NATO and the European Union should formalise and expand their cooperation including by forging a coherent strategy on the economic, political and strategic challenges posed by the rise of China, lawmakers from the NATO Parliamentary Assembly’s Political Committee said Thursday.
“NATO and the EU are natural partners facing the same strategic challenges and global threats,” said French lawmaker Sonia Krimi. “Their cooperation is more crucial than ever given the geopolitical issues they face, such as instability in the south, climate change, the growing power of China, hybrid warfare or emerging technologies.”
Krimi drafted a report on the NATO-EU partnership for the NATO PA’s annual session held online this year due to the COVID-19 pandemic.
It calls for NATO and the EU to develop a “structured dialogue” on China to look at issues such as how Chinese infrastructure investments in Europe might impact on military mobility and at Beijing’s “mask diplomacy” during the COVID-19 crisis.
Krimi welcomed NATO-EU complementarity in response to the pandemic. “NATO provided important military and logistical support, while the EU mobilised political and socio-economic responses,” she told the Assembly’s Political Committee. “Both organisations mobilised strongly against disinformation and hybrid threats.”
Her report emphasised that efforts to build stronger European defence capabilities do not undermine transatlantic unity. “A strong EU continues to be a cornerstone of a strong NATO,” it said. Krimi noted that an increasing number of European nations are boosting military budgets in line with the objective of spending 2% of gross domestic product on defence.
The report also urged leaders to overcome political barriers to the formalisation of NATO-EU relations.

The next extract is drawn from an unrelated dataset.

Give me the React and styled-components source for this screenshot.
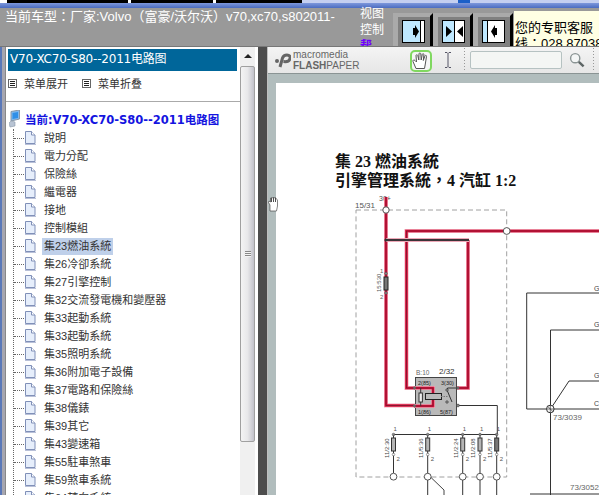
import styled, { createGlobalStyle } from 'styled-components';

const GlobalStyle = createGlobalStyle`
  html, body {
    margin: 0;
    padding: 0;
    background: #999;
    overflow: hidden;
  }
  * {
    box-sizing: border-box;
  }
`;

const cjk = `"Liberation Sans", "Noto Sans CJK TC", sans-serif`;

const treeItems = [
  '說明',
  '電力分配',
  '保險絲',
  '繼電器',
  '接地',
  '控制模組',
  '集23燃油系統',
  '集26冷卻系統',
  '集27引擎控制',
  '集32交流發電機和變壓器',
  '集33起動系統',
  '集33起動系統 ',
  '集35照明系統',
  '集36附加電子設備',
  '集37電路和保險絲',
  '集38儀錶',
  '集39其它',
  '集43變速箱',
  '集55駐車煞車',
  '集59煞車系統',
  '集64轉向系統',
];

function DocIcon() {
  return (
    <svg width="12" height="14" viewBox="0 0 12 14">
      <path d="M1.5 .5H7.5L11 4V12.5H1.5Z" fill="#e6eefb" stroke="#8090b8" />
      <path d="M7.5 .5V4H11" fill="#fff" stroke="#8090b8" />
      <path d="M1 13.5H12" stroke="#b8c0d8" />
    </svg>
  );
}

function RootIcon() {
  return (
    <svg width="12" height="18" viewBox="0 0 12 18">
      <path d="M2 1.5L10.5 0V9L2 11Z" fill="#7fb8ee" stroke="#8a98a8" />
      <path d="M3.5 3L9 2V8L3.5 9Z" fill="#2f8fe8" />
      <path d="M2 11L6 12V16L1 17L0 13Z" fill="#b8c4d4" stroke="#8a98a8" strokeWidth=".6" />
    </svg>
  );
}

function MenuIcon() {
  return (
    <svg width="9" height="9" viewBox="0 0 9 9">
      <rect x=".5" y=".5" width="8" height="8" fill="#fff" stroke="#666" />
      <path d="M2 2.5H7M2 4.5H7M2 6.5H7" stroke="#222" />
    </svg>
  );
}

function HandIcon() {
  return (
    <svg width="18" height="18" viewBox="0 0 18 18" fill="none" stroke="#555" strokeWidth="1">
      <path d="M4 16.5L1 9.5C.5 8 2 7.5 3 8.5L4.5 10L4 3.5C4 2.5 5.5 2.5 5.8 3.5L6.8 8L7 1.8C7 .7 8.7 .7 8.8 1.8L9.2 8L10.3 2.3C10.6 1.3 12 1.6 11.9 2.7L11.3 8.5L13 3.8C13.4 2.9 14.7 3.3 14.5 4.4L13.3 12L12.5 16.5Z" fill="#fff" />
    </svg>
  );
}

function LogoMark() {
  return (
    <svg width="16" height="15" viewBox="0 0 16 15">
      <circle cx="2" cy="8" r="2" fill="#666" />
      <path d="M5 14L7.5 5C8.2 3 10 2 12 2C14.5 2 15.5 3.5 15 5.5C14.5 8 12 9 8.5 8.5" fill="none" stroke="#666" strokeWidth="3" />
    </svg>
  );
}

function SearchIcon() {
  return (
    <svg width="16" height="16" viewBox="0 0 16 16">
      <circle cx="6.2" cy="6.2" r="4.6" fill="#f4f6f6" stroke="#8a9494" strokeWidth="1.4" />
      <path d="M9.8 9.8L14.6 14.4" stroke="#5c6464" strokeWidth="2.4" />
    </svg>
  );
}

function ViewIcon({ kind }) {
  return (
    <svg width="23" height="23" viewBox="0 0 23 23">
      <rect x=".5" y=".5" width="22" height="22" fill="#fff" stroke="#000" />
      {kind === 'right' && <rect x="1" y="1" width="17" height="21" fill="#bfe8ff" />}
      {kind === 'right' && <path d="M18.5 1V22" stroke="#000" />}
      {kind === 'right' && <path d="M11 8H13V5L17 11.5L13 18V15H11Z" fill="#000" />}
      {kind === 'both' && <rect x="1" y="1" width="11" height="21" fill="#bfe8ff" />}
      {kind === 'both' && <path d="M12.5 1V22" stroke="#000" />}
      {kind === 'both' && <path d="M4 6L10 11.5L4 17ZM21 6L15 11.5L21 17Z" fill="#000" />}
      {kind === 'left' && <rect x="1" y="1" width="4" height="21" fill="#bfe8ff" />}
      {kind === 'left' && <path d="M5.5 1V22" stroke="#000" />}
      {kind === 'left' && <path d="M15 8H13V5L9 11.5L13 18V15H15Z" fill="#000" />}
    </svg>
  );
}

function RedWire({ d }) {
  return (
    <>
      <path d={d} fill="none" stroke="#efa9b8" strokeWidth="4" />
      <path d={d} fill="none" stroke="#d6103a" strokeWidth="2.6" />
      <path d={d} fill="none" stroke="#5a1a28" strokeWidth=".6" />
    </>
  );
}

function GreyWire({ d }) {
  return (
    <>
      <path d={d} fill="none" stroke="#efa9b8" strokeWidth="4" />
      <path d={d} fill="none" stroke="#3b3438" strokeWidth="2" />
    </>
  );
}

const fuses = [
  { x: 393.5, label: '11/2:30', lower: false },
  { x: 427.7, label: '11/5:36', lower: true },
  { x: 462.7, label: '11/2:24', lower: true },
  { x: 480, label: '11/2:08', lower: true },
  { x: 496.7, label: '11/5:37', lower: true, dark: true },
];

function Diagram() {
  return (
    <Wiring viewBox="276 192 323 303" width="323" height="303">
      <path d="M356 210H506.7V477H356Z" fill="none" stroke="#a0a0a0" strokeDasharray="5 3" />
      <text x="379" y="201" fontSize="7" fill="#555">30+</text>
      <text x="355" y="208" fontSize="8" fill="#555">15/31</text>

      <RedWire d="M386 197V405.5H415" />
      <RedWire d="M599 231H406.5V388H416" />
      <RedWire d="M468 240V388H457" />
      <GreyWire d="M386 240H469" />
      <circle cx="386" cy="240" r="1.6" fill="#333" />

      <circle cx="386" cy="210" r="3.2" fill="#fff" stroke="#555" />
      <circle cx="506.7" cy="231" r="3.4" fill="#fff" stroke="#555" />

      <rect x="384" y="277" width="4" height="13" fill="#777" stroke="#222" />
      <circle cx="386" cy="273.5" r="1.3" fill="#888" stroke="#444" strokeWidth=".5" />
      <circle cx="386" cy="293" r="1.3" fill="#888" stroke="#444" strokeWidth=".5" />
      <text x="380" y="273" fontSize="6" fill="#666">1</text>
      <text x="380" y="299" fontSize="6" fill="#666">2</text>
      <text transform="translate(381 292) rotate(-90)" fontSize="6" fill="#555">15:530</text>

      <text x="416" y="375" fontSize="6.5" fill="#666">B:10</text>
      <text x="439" y="374" fontSize="8" fill="#333">2/32</text>
      <rect x="415.5" y="377.5" width="41" height="38" fill="#b9b9b9" stroke="#444" />
      <text x="418" y="385" fontSize="5.5" fill="#222">2(85)</text>
      <text x="441" y="385" fontSize="5.5" fill="#222">3(30)</text>
      <text x="418" y="414" fontSize="5.5" fill="#222">1(86)</text>
      <text x="440" y="414" fontSize="5.5" fill="#222">5(87)</text>

      <RedWire d="M414 388H433V406H414" />
      <path d="M420.7 388V406" stroke="#3b3438" strokeWidth="1" />
      <rect x="419" y="393" width="3.4" height="9" fill="#eee" stroke="#333" />
      <rect x="425.5" y="393.5" width="16" height="6" fill="#b9b9b9" stroke="#222" />
      <path d="M441 396.5H448" stroke="#777" strokeDasharray="1.5 1" />
      <path d="M457 388H447.5V390M447 390L452 402" fill="none" stroke="#333" />
      <circle cx="447" cy="390" r="1.3" fill="#888" stroke="#333" strokeWidth=".5" />
      <circle cx="447" cy="402" r="1.3" fill="#888" stroke="#333" strokeWidth=".5" />
      <path d="M457 405.5H497.3V434" fill="none" stroke="#333" />
      <circle cx="458" cy="388" r="1.4" fill="#666" />
      <circle cx="458" cy="405.5" r="1.4" fill="#888" stroke="#333" strokeWidth=".5" />
      <circle cx="414.5" cy="388" r="1.4" fill="#666" />
      <circle cx="414.5" cy="406" r="1.4" fill="#666" />

      <path d="M393.5 434.5H497" fill="none" stroke="#333" />
      {fuses.map((fuse) => (
        <g key={fuse.x}>
          <path d={`M${fuse.x} 434.5V${fuse.lower ? 495 : 473}`} stroke="#333" fill="none" />
          <rect x={fuse.x - 2} y="438" width="4" height="13" fill={fuse.dark ? '#777' : '#b5b5b5'} stroke="#333" />
          <circle cx={fuse.x} cy="434.5" r="1.3" fill="#888" stroke="#444" strokeWidth=".5" />
          <circle cx={fuse.x} cy="454.5" r="1.3" fill="#fff" stroke="#444" strokeWidth=".5" />
          <text x={fuse.x} y="431" fontSize="6" fill="#555">1</text>
          <text x={fuse.x + 3} y="461" fontSize="6" fill="#555">2</text>
          <text transform={`translate(${fuse.x - 5} 458) rotate(-90)`} fontSize="6" fill="#444">{fuse.label}</text>
          <circle cx={fuse.x} cy="476.7" r="3.4" fill="#fff" stroke="#555" />
        </g>
      ))}
      <path d="M431 477.5L444 490V495" fill="none" stroke="#444" />

      <path d="M599 293H526.7V409H546M554 409H599" fill="none" stroke="#333" />
      <path d="M599 330H550.5V495" fill="none" stroke="#333" />
      <path d="M552.5 406L569 381H599" fill="none" stroke="#333" />
      <path d="M530 494H599" fill="none" stroke="#333" />
      <circle cx="550.3" cy="409" r="3.8" fill="#fff" stroke="#333" />
      <path d="M546.5 409H554M550.3 405.2V412.8M547.6 406.3L553 411.7" stroke="#333" strokeWidth=".7" />
      <text x="594" y="291" fontSize="7" fill="#444">G</text>
      <text x="594" y="327" fontSize="7" fill="#444">G</text>
      <text x="594" y="378" fontSize="7" fill="#444">G</text>
      <text x="594" y="406" fontSize="7" fill="#444">C</text>
      <text x="553" y="420" fontSize="8" fill="#666">73/3039</text>
      <text x="570" y="490" fontSize="8" fill="#666">73/3052</text>
    </Wiring>
  );
}

export default function App() {
  return (
    <>
      <GlobalStyle />
      <Page>
        <TopStrip>
          <BlackRun />
          <TopGap>
            <TopMark />
          </TopGap>
        </TopStrip>
        <BlueBand />
        <Header>
          <CarModel>当前车型：厂家:Volvo（富豪/沃尔沃）v70,xc70,s802011-</CarModel>
          <ViewLabel>
            视图
            <br />
            控制
            <br />
            <HelpLink>帮</HelpLink>
          </ViewLabel>
          <ViewButtons>
            <ViewButton><ViewIcon kind="right" /></ViewButton>
            <ViewButton><ViewIcon kind="both" /></ViewButton>
            <ViewButton><ViewIcon kind="left" /></ViewButton>
          </ViewButtons>
          <ServicePanel>
            您的专职客服
            <br />
            线：028 87038
          </ServicePanel>
        </Header>
        <Main>
          <LeftEdge />
          <Sidebar>
            <TreePane>
              <TitleBar>V70-XC70-S80--2011电路图</TitleBar>
              <MenuRow>
                <MenuAction><MenuIcon />菜单展开</MenuAction>
                <MenuAction><MenuIcon />菜单折叠</MenuAction>
              </MenuRow>
              <Tree>
                <RootRow>
                  <RootIcon />
                  <RootLabel>当前:V70-XC70-S80--2011电路图</RootLabel>
                </RootRow>
                <TreeList>
                  {treeItems.map((item) => (
                    <TreeRow key={item}>
                      <Connector />
                      <DocIcon />
                      <TreeLabel $active={item === '集23燃油系統'}>{item}</TreeLabel>
                    </TreeRow>
                  ))}
                </TreeList>
              </Tree>
            </TreePane>
            <ScrollBar>
              <ScrollUp />
              <ScrollThumb>
                <ThumbGrip />
              </ScrollThumb>
            </ScrollBar>
          </Sidebar>
          <Divider />
          <Viewer>
            <Toolbar>
              <Logo>
                <LogoMark />
                <LogoText>
                  <LogoTop>macromedia</LogoTop>
                  <LogoBottom>FLASH<LogoLight>PAPER</LogoLight></LogoBottom>
                </LogoText>
              </Logo>
              <HandButton><HandIcon /></HandButton>
              <TextCursor>
                <svg width="8" height="16" viewBox="0 0 8 16">
                  <path d="M1 .5H3L4 1.5L5 .5H7M4 1.5V14.5M1 15.5H3L4 14.5L5 15.5H7" fill="none" stroke="#556" />
                </svg>
              </TextCursor>
              <ToolDivider />
              <SearchField />
              <SearchButton><SearchIcon /></SearchButton>
              <ToolDivider />
            </Toolbar>
            <Sheet>
              <PaperTitle>
                集 23 燃油系統
                <br />
                引擎管理系統，4 汽缸 1:2
              </PaperTitle>
              <Diagram />
            </Sheet>
          </Viewer>
          <GrabCursor>
            <svg width="10" height="16" viewBox="0 0 10 16">
              <path d="M2 15V9L.5 6.5L1 5L2.5 6V2L3.5 1.5L4.5 2L5.5 1L6.5 2L7.5 1.5L8.5 3L9.5 4V10L8.5 15Z" fill="#fff" stroke="#333" strokeWidth=".6" />
              <path d="M3.5 2V6M5.5 1.5V6M7.5 2V6" stroke="#222" strokeWidth=".8" />
            </svg>
          </GrabCursor>
        </Main>
      </Page>
    </>
  );
}

const Page = styled.div`
  position: relative;
  width: 599px;
  height: 495px;
  overflow: hidden;
  display: flex;
  flex-direction: column;
  background: #999;
  font-family: ${cjk};
`;

const TopStrip = styled.div`
  display: flex;
  height: 3px;
  flex: none;
`;

const BlackRun = styled.div`
  width: 302px;
  background: linear-gradient(90deg, #fff 0 7px, #000 7px 128px, #fff 128px 131px, #000 131px 213px, #fff 213px 216px, #000 216px);
`;

const TopGap = styled.div`
  flex: 1;
  padding-left: 156px;
  background: #c4cff0;
`;

const TopMark = styled.div`
  width: 12px;
  height: 3px;
  background: #1a5fc8;
`;

const BlueBand = styled.div`
  height: 5px;
  flex: none;
  background: linear-gradient(#7d97dc, #4a6cc0);
`;

const Header = styled.div`
  display: flex;
  height: 38px;
  flex: none;
  background: #999;
  color: #fff;
`;

const CarModel = styled.div`
  width: 360px;
  padding: 1px 0 0 5px;
  font-size: 13px;
  line-height: 16px;
  white-space: nowrap;
  overflow: hidden;
`;

const ViewLabel = styled.div`
  width: 33px;
  height: 40px;
  margin-top: -2px;
  overflow: hidden;
  font-size: 12px;
  line-height: 16px;
`;

const HelpLink = styled.span`
  color: #7000ff;
  font-weight: 700;
`;

const ViewButtons = styled.div`
  display: flex;
  padding-top: 5px;
`;

const ViewButton = styled.div`
  position: relative;
  width: 40px;
  height: 33px;
  padding: 3px 0 0 4px;
  background: #808080;
  border-top: 4px solid #aaa;
  border-left: 5px solid #aaa;

  &::after {
    content: '';
    position: absolute;
    top: -4px;
    right: 0;
    width: 3px;
    height: 33px;
    background: #000;
    clip-path: polygon(0 3px, 100% 0, 100% 100%, 0 100%);
  }
`;

const ServicePanel = styled.div`
  width: 85px;
  height: 35px;
  margin: 3px 0 0 1px;
  padding: 9px 0 0 1px;
  overflow: hidden;
  background: #ffffe3;
  color: #000;
  font-size: 13px;
  line-height: 16px;
  white-space: nowrap;
`;

const Main = styled.div`
  position: relative;
  display: flex;
  flex: 1;
  min-height: 0;
  border-top: 1px solid #777;
`;

const LeftEdge = styled.div`
  width: 6px;
  flex: none;
  background: linear-gradient(90deg, #5a78b8 0 2px, #a6a6b0 2px);
  border-right: 1px solid #888;
`;

const Sidebar = styled.div`
  display: flex;
  width: 252px;
  flex: none;
  background: #fff;
`;

const TreePane = styled.div`
  width: 234px;
  flex: none;
  padding: 2px 0 0 2px;
  overflow: hidden;
`;

const TitleBar = styled.div`
  width: 229px;
  height: 22px;
  padding-left: 2px;
  background: #00669a;
  color: #fff;
  font-size: 12px;
  font-family: "DejaVu Sans", "Noto Sans CJK SC", sans-serif;
  letter-spacing: -0.2px;
  line-height: 21px;
  white-space: nowrap;
`;

const MenuRow = styled.div`
  display: flex;
  gap: 14px;
  height: 31px;
  margin-left: -2px;
  padding: 0 0 6px 2px;
  align-items: center;
  border-bottom: 1px solid #aaa;
`;

const MenuAction = styled.div`
  display: flex;
  align-items: center;
  gap: 7px;
  color: #333;
  font-size: 11px;
  font-family: "Noto Sans CJK SC", sans-serif;
`;

const Tree = styled.div`
  padding: 7px 0 0 1px;
`;

const RootRow = styled.div`
  display: flex;
  align-items: center;
  gap: 4px;
  height: 20px;
`;

const RootLabel = styled.span`
  color: #1414e0;
  font-size: 11.5px;
  font-weight: 700;
  font-family: "DejaVu Sans", "Noto Sans CJK SC", sans-serif;
  white-space: nowrap;
`;

const TreeList = styled.div`
  margin-left: 4px;
  border-left: 1px dotted #666;
`;

const TreeRow = styled.div`
  display: flex;
  align-items: center;
  height: 18px;
`;

const Connector = styled.span`
  width: 10px;
  flex: none;
  border-top: 1px dotted #666;
`;

const TreeLabel = styled.span`
  margin-left: 6px;
  padding: 0 2px;
  color: #333;
  font-size: 11px;
  font-family: "Liberation Sans", "Noto Sans CJK TC", sans-serif;
  line-height: 17px;
  white-space: nowrap;
  background: ${(props) => (props.$active ? '#bfd0ea' : 'transparent')};
`;

const ScrollBar = styled.div`
  width: 15px;
  flex: none;
  background: #f0f0f0;
`;

const ScrollUp = styled.div`
  position: relative;
  height: 19px;
  background: #f0f0f0;

  &::after {
    content: '';
    position: absolute;
    left: 4px;
    top: 7px;
    border-left: 4px solid transparent;
    border-right: 4px solid transparent;
    border-bottom: 4px solid #222;
  }
`;

const ScrollThumb = styled.div`
  display: flex;
  align-items: center;
  justify-content: center;
  height: 376px;
  background: linear-gradient(90deg, #f4f4f4, #e8e8ea 50%, #c2c2ca);
  border: 1px solid #a0a0a0;
  border-radius: 2px;
`;

const ThumbGrip = styled.div`
  width: 6px;
  height: 6px;
  background: repeating-linear-gradient(#888 0 1px, #f4f4f4 1px 2px);
`;

const Divider = styled.div`
  width: 10px;
  flex: none;
  background: linear-gradient(90deg, #4d4d4d 0 9px, #c0c0c0 9px);
`;

const Viewer = styled.div`
  display: flex;
  flex-direction: column;
  flex: 1;
  min-width: 0;
  background: #b1bdbd;
`;

const Toolbar = styled.div`
  display: flex;
  align-items: center;
  height: 27px;
  flex: none;
  background: linear-gradient(#f4f4f4, #e6e6e6);
  border-bottom: 1px solid #8a9494;
`;

const Logo = styled.div`
  display: flex;
  align-items: center;
  gap: 2px;
  width: 143px;
  padding-left: 7px;
  color: #666;
`;

const LogoText = styled.div`
  display: flex;
  flex-direction: column;
  gap: 1px;
  font-family: "Liberation Sans", sans-serif;
`;

const LogoTop = styled.span`
  font-size: 10px;
  line-height: 10px;
`;

const LogoBottom = styled.span`
  font-size: 10px;
  font-weight: 700;
  line-height: 10px;
`;

const LogoLight = styled.span`
  font-weight: 400;
`;

const HandButton = styled.div`
  display: flex;
  align-items: center;
  justify-content: center;
  width: 22px;
  height: 22px;
  margin-top: 1px;
  background: #f6f6f6;
  border: 2px solid #80d860;
  border-radius: 5px;
`;

const TextCursor = styled.div`
  display: flex;
  justify-content: center;
  width: 33px;
`;

const ToolDivider = styled.div`
  width: 1px;
  height: 24px;
  margin-right: 5px;
  background-image: repeating-linear-gradient(#999 0 1px, transparent 1px 3px);
`;

const SearchField = styled.div`
  width: 93px;
  height: 18px;
  background: #f4f6f4;
  border: 1px solid #b6c2c2;
  border-radius: 2px;
`;

const SearchButton = styled.div`
  display: flex;
  width: 31px;
  padding-left: 7px;
`;

const Sheet = styled.div`
  flex: 1;
  margin: 9px 0 0 8px;
  padding-top: 69px;
  overflow: hidden;
  background: #fff;
`;

const PaperTitle = styled.div`
  height: 40px;
  padding-left: 59px;
  color: #111;
  font-family: "Liberation Serif", "Noto Sans CJK TC", serif;
  font-size: 16px;
  font-weight: 700;
  line-height: 19px;
  white-space: nowrap;
`;

const Wiring = styled.svg`
  display: block;
  font-family: "Liberation Sans", sans-serif;
`;

const GrabCursor = styled.div`
  position: absolute;
  left: 268px;
  top: 149px;
  line-height: 0;
`;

Addressing the session, Greek Foreign Minister Nikos Dendias also emphasised the importance of closer cooperation between the two organisations. “It is very important … to have a very clear line of communication between the European Union and NATO,” he said. “More contacts are necessary. I consider this of the absolute essence, to happen soonest.”
Members of the Political Committee also discussed a draft report on security and political dynamics in the Gulf region drafted by Turkish legislator Ahmet Yıldız. It urged Allies to engage with players in the region to promote stability and security. “NATO should focus on what it does best when it comes to partnerships: share expertise, help build capacity, train and promote socialisation of defence and security officers,” the report said.
Yildiz also noted that COVID-19 had a devastating effect on the Gulf region and threatens to exacerbate regional tensions. However, it can offer an opportunity to set aside narrow national interests and to advance regional reconciliation. “This opportunity should not be wasted and the Euro-Atlantic community, us, should play our part,” he concluded.
Commenting on recent decisions by Bahrain and the United Arab Emirates to normalise relations with Israel, the Turkish lawmaker stressed that “in this fragile region, all parties should really be extra careful to ensure that new initiatives do not generate unwanted consequences.”
Dendias, however, argued that ‘normalisation agreements’ with Israel had opened new opportunities in the wider Middle East. “We believe now that there is an understanding around the region … on how challenges in this region can be addressed,” the minister said. “In the past there was a dividing line between Israel versus the Arabs. This dividing line does not exist anymore.”